■ To be done ■
Return all the data below as it stands, minus the pictures.

▬▬▬

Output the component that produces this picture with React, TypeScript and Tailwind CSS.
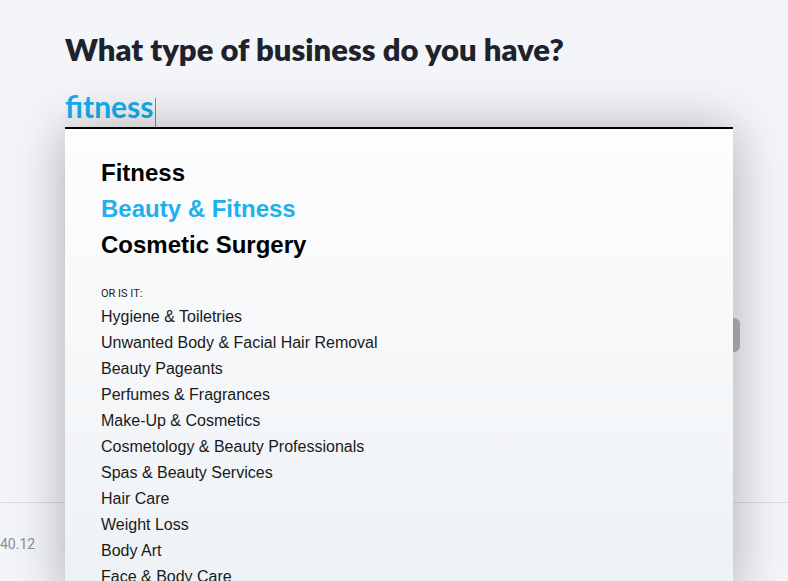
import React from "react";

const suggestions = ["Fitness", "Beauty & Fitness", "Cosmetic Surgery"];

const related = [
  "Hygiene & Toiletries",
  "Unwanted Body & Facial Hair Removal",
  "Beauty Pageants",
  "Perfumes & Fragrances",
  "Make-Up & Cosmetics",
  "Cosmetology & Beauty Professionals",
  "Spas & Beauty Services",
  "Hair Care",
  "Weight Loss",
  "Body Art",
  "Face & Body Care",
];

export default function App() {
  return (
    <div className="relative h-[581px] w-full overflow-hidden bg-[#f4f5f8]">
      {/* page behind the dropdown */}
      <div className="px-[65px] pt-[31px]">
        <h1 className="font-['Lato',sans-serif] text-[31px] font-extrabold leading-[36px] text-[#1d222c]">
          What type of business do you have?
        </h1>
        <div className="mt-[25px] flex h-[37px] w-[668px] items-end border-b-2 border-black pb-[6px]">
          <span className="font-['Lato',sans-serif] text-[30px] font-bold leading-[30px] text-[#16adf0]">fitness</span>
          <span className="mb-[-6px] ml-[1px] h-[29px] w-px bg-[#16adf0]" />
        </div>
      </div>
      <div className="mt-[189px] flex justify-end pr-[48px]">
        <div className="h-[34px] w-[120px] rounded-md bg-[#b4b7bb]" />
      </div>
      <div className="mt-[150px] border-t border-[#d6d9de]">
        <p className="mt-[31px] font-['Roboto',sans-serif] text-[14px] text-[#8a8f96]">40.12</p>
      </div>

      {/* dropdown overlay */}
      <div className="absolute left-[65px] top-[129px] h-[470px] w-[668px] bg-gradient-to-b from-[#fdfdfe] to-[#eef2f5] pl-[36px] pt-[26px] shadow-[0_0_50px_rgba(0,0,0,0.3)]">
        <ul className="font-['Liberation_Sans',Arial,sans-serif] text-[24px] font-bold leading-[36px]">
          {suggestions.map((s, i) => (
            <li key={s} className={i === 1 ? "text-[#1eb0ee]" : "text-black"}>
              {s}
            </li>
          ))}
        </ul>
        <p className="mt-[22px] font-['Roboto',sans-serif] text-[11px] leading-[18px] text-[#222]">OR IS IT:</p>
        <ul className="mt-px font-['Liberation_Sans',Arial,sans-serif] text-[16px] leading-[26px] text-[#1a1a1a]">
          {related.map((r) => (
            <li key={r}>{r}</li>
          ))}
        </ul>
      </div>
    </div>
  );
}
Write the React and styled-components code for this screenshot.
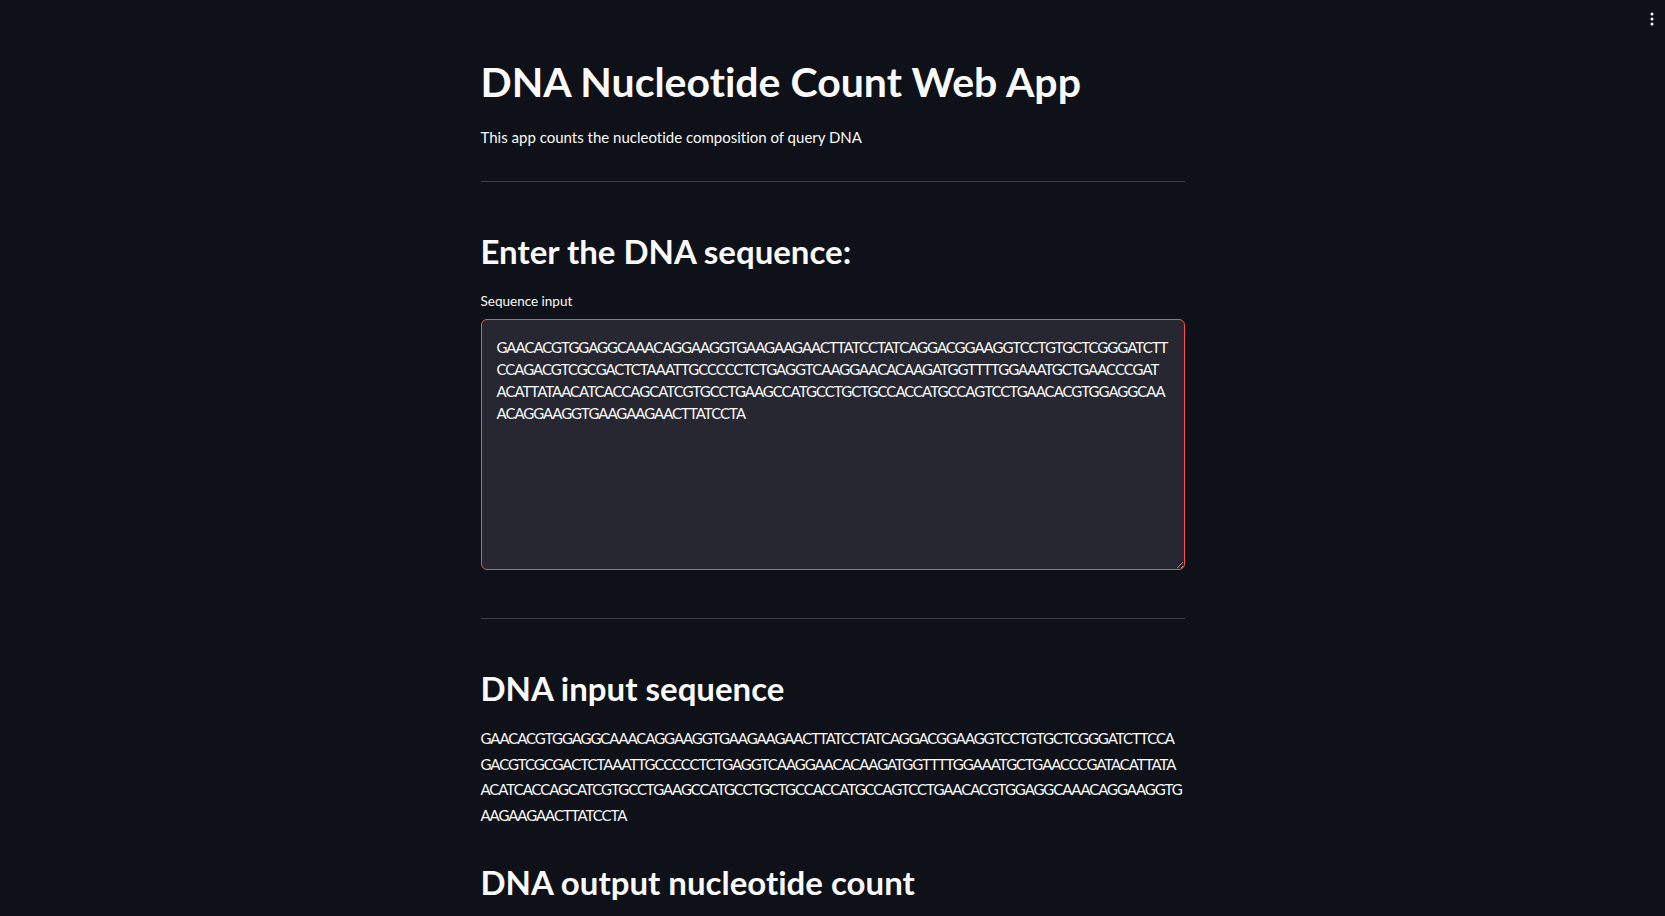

▬▬▬

■ Result for this task ■
Output the component that produces this picture with React, TypeScript and Tailwind CSS.
import React from "react";

const suggestions = ["Fitness", "Beauty & Fitness", "Cosmetic Surgery"];

const related = [
  "Hygiene & Toiletries",
  "Unwanted Body & Facial Hair Removal",
  "Beauty Pageants",
  "Perfumes & Fragrances",
  "Make-Up & Cosmetics",
  "Cosmetology & Beauty Professionals",
  "Spas & Beauty Services",
  "Hair Care",
  "Weight Loss",
  "Body Art",
  "Face & Body Care",
];

export default function App() {
  return (
    <div className="relative h-[581px] w-full overflow-hidden bg-[#f4f5f8]">
      {/* page behind the dropdown */}
      <div className="px-[65px] pt-[31px]">
        <h1 className="font-['Lato',sans-serif] text-[31px] font-extrabold leading-[36px] text-[#1d222c]">
          What type of business do you have?
        </h1>
        <div className="mt-[25px] flex h-[37px] w-[668px] items-end border-b-2 border-black pb-[6px]">
          <span className="font-['Lato',sans-serif] text-[30px] font-bold leading-[30px] text-[#16adf0]">fitness</span>
          <span className="mb-[-6px] ml-[1px] h-[29px] w-px bg-[#16adf0]" />
        </div>
      </div>
      <div className="mt-[189px] flex justify-end pr-[48px]">
        <div className="h-[34px] w-[120px] rounded-md bg-[#b4b7bb]" />
      </div>
      <div className="mt-[150px] border-t border-[#d6d9de]">
        <p className="mt-[31px] font-['Roboto',sans-serif] text-[14px] text-[#8a8f96]">40.12</p>
      </div>

      {/* dropdown overlay */}
      <div className="absolute left-[65px] top-[129px] h-[470px] w-[668px] bg-gradient-to-b from-[#fdfdfe] to-[#eef2f5] pl-[36px] pt-[26px] shadow-[0_0_50px_rgba(0,0,0,0.3)]">
        <ul className="font-['Liberation_Sans',Arial,sans-serif] text-[24px] font-bold leading-[36px]">
          {suggestions.map((s, i) => (
            <li key={s} className={i === 1 ? "text-[#1eb0ee]" : "text-black"}>
              {s}
            </li>
          ))}
        </ul>
        <p className="mt-[22px] font-['Roboto',sans-serif] text-[11px] leading-[18px] text-[#222]">OR IS IT:</p>
        <ul className="mt-px font-['Liberation_Sans',Arial,sans-serif] text-[16px] leading-[26px] text-[#1a1a1a]">
          {related.map((r) => (
            <li key={r}>{r}</li>
          ))}
        </ul>
      </div>
    </div>
  );
}
Write the React and styled-components code for this screenshot.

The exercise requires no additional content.